Cada curso zarpa una nueva flota dispuesta a salvar la educación. Son los navegantes de la última moda pedagógica. Una flotilla entusiasta, bienintencionada y peligrosamente desorientada. Navegan con pancartas que dicen “innovación”, “inclusión”, “transformación” o cualquier palabra que suene lo bastante inspiradora como para tapar la falta de rumbo.
La flotilla pedagogista tiene sus propios rituales. Se comunica en jerga técnica, escribe manifiestos con tipografía moderna y cita estudios que, casualmente, nadie ha leído completos. En sus reuniones se aplauden entre ellos con fervor, convencidos de estar descubriendo mares que otros cruzaron hace décadas con menos ruido y más tiza.
Cada barco lleva su bandera. Está el del Aprendizaje Emocional, el del Pensamiento Visible, el de las Situaciones de Aprendizaje, el del Aprendizaje por Competencias, el del Aprendizaje Basado en el Aprendizaje. Todos compiten por ver quién inventa el acrónimo más pegadizo. Y, mientras discuten entre ellos por quién lleva el timón de la innovación, el alumnado sigue remando, intentando entender hacia dónde va todo esto.
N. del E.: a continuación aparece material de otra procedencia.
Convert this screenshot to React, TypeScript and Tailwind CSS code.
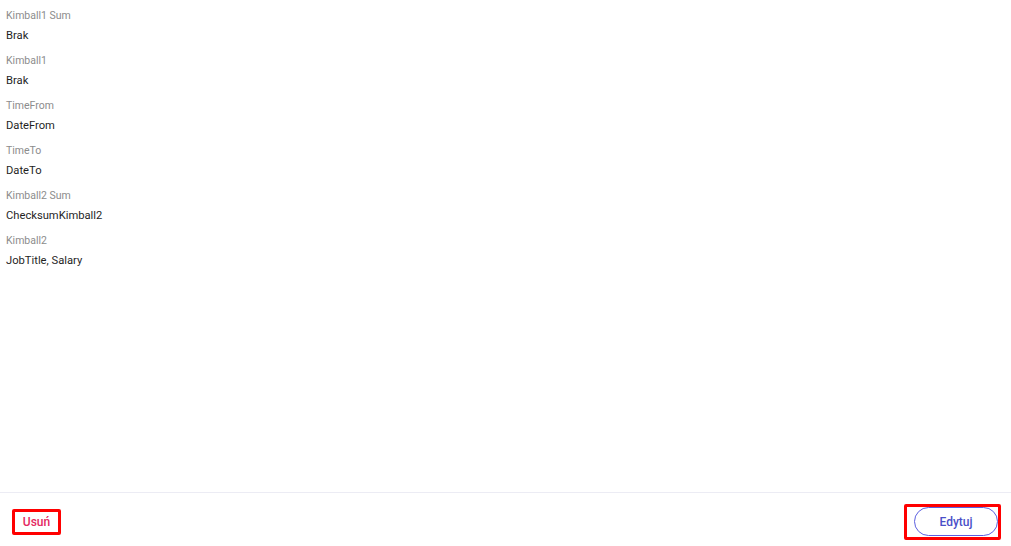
const fields = [
  { label: "Kimball1 Sum", value: "Brak" },
  { label: "Kimball1", value: "Brak" },
  { label: "TimeFrom", value: "DateFrom" },
  { label: "TimeTo", value: "DateTo" },
  { label: "Kimball2 Sum", value: "ChecksumKimball2" },
  { label: "Kimball2", value: "JobTitle, Salary" },
];

export default function App() {
  return (
    <div
      className="flex h-[546px] w-full flex-col bg-white"
      style={{ fontFamily: "Roboto, 'Liberation Sans', sans-serif" }}
    >
      {/* details */}
      <div className="flex-1 px-[6px] pt-[6px]">
        {fields.map((f) => (
          <div key={f.label} className="mb-[5px]">
            <div className="h-[20px] text-[10.5px] leading-[20px] text-[#8c8c8c]">{f.label}</div>
            <div className="h-[20px] text-[11.2px] leading-[20px] text-[#1f1f1f]">{f.value}</div>
          </div>
        ))}
      </div>

      {/* footer */}
      <div className="flex h-[54px] items-center justify-between border-t border-[#ececf4] pl-[12px] pr-[10px] pt-[4px]">
        <div className="flex h-[26px] w-[49px] items-center justify-center rounded-[2px] border-[3px] border-[#ff0000]">
          <button className="text-[12px] font-medium text-[#e4285f]">Usuń</button>
        </div>
        <div className="flex h-[36px] w-[97px] items-center rounded-[2px] border-[3px] border-[#ff0000] pl-[7px]">
          <button className="flex h-[29px] w-[85px] items-center justify-center rounded-full border border-[#5b5fe0] text-[12px] font-medium text-[#4a4fc8]">
            Edytuj
          </button>
        </div>
      </div>
    </div>
  );
}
Lo curioso es que, en medio de tanta “transformación”, los problemas siguen siendo los mismos: la falta de atención, la desmotivación, la desigualdad, el agotamiento docente. Pero no pasa nada, porque el siguiente curso siempre llega una nueva moda que promete solucionarlo todo. Basta con cambiar el lenguaje, añadir un par de rúbricas y un toque de inglés.
La flotilla no se detiene a comprobar si sus mapas funcionan. Avanzar es lo importante, aunque sea en círculos. Si alguien se atreve a preguntar si aquello tiene sentido, enseguida lo tachan de nostálgico, de enemigo del cambio o, peor aún, de “docente tradicional”. En el mar pedagogista no hay espacio para el escepticismo. Aquí se cree o se calla.
Y sin embargo, los datos —esos aguafiestas— no acompañan el entusiasmo. La comprensión lectora cae, la competencia matemática se desploma y el profesorado anda más saturado que nunca. Pero es más fácil organizar un congreso que corregir lo que no funciona. Más fácil hablar de revolución que de esfuerzo.
El verdadero peligro de la flotilla no es su ingenuidad, sino su soberbia. Han confundido las herramientas con los fines, los eslóganes con la práctica y la pedagogía con el marketing. Creen que basta con cambiar los nombres de las cosas para transformarlas. Que un aula llena de post-its y cartulinas color pastel es necesariamente mejor que una donde se memoriza y se repite.
El problema no es que experimenten —eso siempre es sano—, sino que lo hagan convencidos de que cualquier duda es un ataque. Y así, el debate educativo se ha llenado de trincheras donde ya nadie escucha, solo defiende su barco con fervor casi religioso.
Mientras tanto, el profesorado de a pie, el que no tuitea ni escribe papers sobre metodologías de moda, sigue haciendo lo que siempre ha hecho… enseñar, adaptarse, improvisar, fallar y volver a intentarlo. Sin banderas, sin hashtags, sin salvapatrias.
Quizá algún día la flotilla descubra que la educación no necesita más barcos, sino un poco más de brújula. Que no se trata de navegar más rápido, sino de saber hacia dónde. Que innovar no es cambiar los nombres de las olas, sino entender por qué algunas te hunden y otras te llevan lejos.
Y que, mientras ellos se disputan el timón de la pedagogía, lo único que de verdad importa sigue ahí, remando en silencio: el alumnado y sus docentes.